Barber buried his head in marketing textbooks to try to make sense of why we buy more and more stuff we don’t need, and often do not want or enjoy having, either. Saatchi & Saatchi chief executive Kevin Roberts, the man who loves Head & Shoulders so dearly he continues to use it despite the fact he is now bald, receives frequent scoldings in Consumed.

It is Roberts and his ilk who are driving our impulse to buy. These big guns are only too aware that most of our needs were met long ago, and it is with this in mind that they have set about eternalising childhood desires and fabricating new adult ones. In Consumed, the merchandising guru Gene del Vecchio explains: “the demand for adult goods and services has proved not to be endless.” This must be tackled with a “kidquake of kid-directed goods and services”. Del Vecchio also worked out that if you want to sell goods globally, you can’t sell to adults who belong to distinct cultures. But children are the same everywhere, and if you get adults to behave like children, you can sell the same products to any generation, anywhere.
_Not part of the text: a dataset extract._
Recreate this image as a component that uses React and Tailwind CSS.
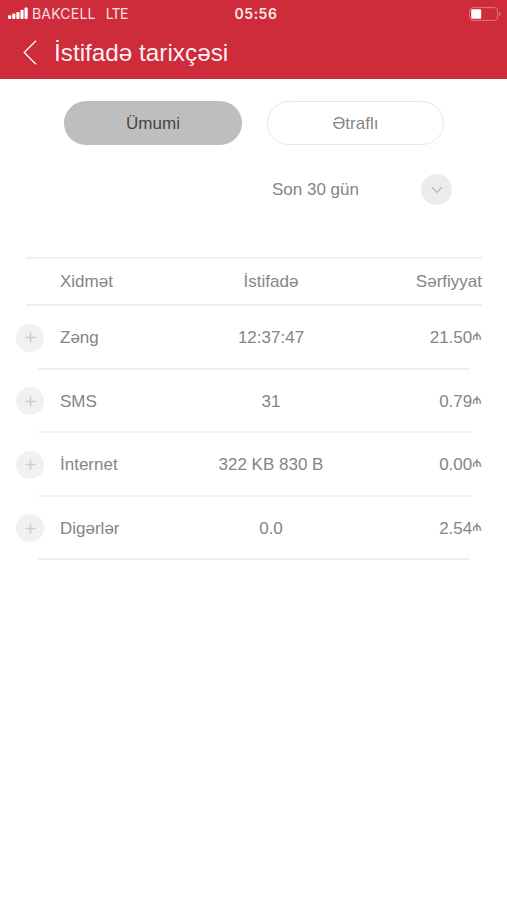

Hyper-consumerism is a major contributor to environmental problems, yet so-called green marketers are as guilty as your average marketing man. “Don’t fool yourself,” warns Barber. “Green consumerism is still consuming. The simplest way to go green is not to consume, or to consume less, but these people want you to consume their way, because if you stop consuming they don’t make any money.”

When Barber bought his last car he was tempted by a Lexus hybrid, until a friend pointed out that the hybrid’s powerful engine used more petrol than many non-hybrid vehicles. Last year, a magazine advertisement for Lexus hybrids was banned in the UK, for misleadingly implying that the car caused little or no harm to the environment.

Desite his green leanings, Barber misses a trick when he orders bottled water in the bar of the London hotel where we meet. Bottled water, in a country where clean water flows straight from the tap, is perhaps the ultimate in manufactured need. “Over a billion people are without drinking water,” says Barber. “Why don’t we find out ways to get the water they need to them, instead of new ways of getting water to us?”

All this makes Consumed sound like depressing reading. In many ways, it is, and the idea that Western shoppers are to blame for environmental degradation, even if they have been hoodwinked into buying unnecessary products, is a heavy cross to bear.

Is capitalism eating itself? Barber is optimistic. “Capitalism has a tendency to overdo itself,” he says. “It destroys everything in its path. This is a strategy for saving capitalism. There are deep, pressing human needs that still need to be met and capitalism is the perfect thing to meet them.”

‘Consumed’ by Benjamin R Barber, Norton, £9.99. To order for the special price of £9.49, including post and packing, call 0870 079 8897 or visit

Spend, spend, spend: where the money goes

* Shopping is the top leisure activity and accounts for 37 per cent of all money spent

in England.

* More than five million mobile phones are thrown away each year in the UK.

* The cost of an average handbag is £76, with the average woman in her thirties owning 21 and adding a new one every three months. This can escalate to expenditure of more than £9,000 on handbags over a lifetime.

* Some 50,000 Nintendo Wii consoles were sold in the first 12 hours after the gaming device went on sale in the UK.

*The average lifespan of an mp3 player is less than three years.

* The average 18- to 25-year-old changes their mobile phone every nine months, with the average over 25-year-old changing their handset every 14 months.

* The combined UK box-office returns for Shrek the Third, Spider-Man 3 and Harry Potter and the Order of the Phoenix in their first weekends were £44,992,045.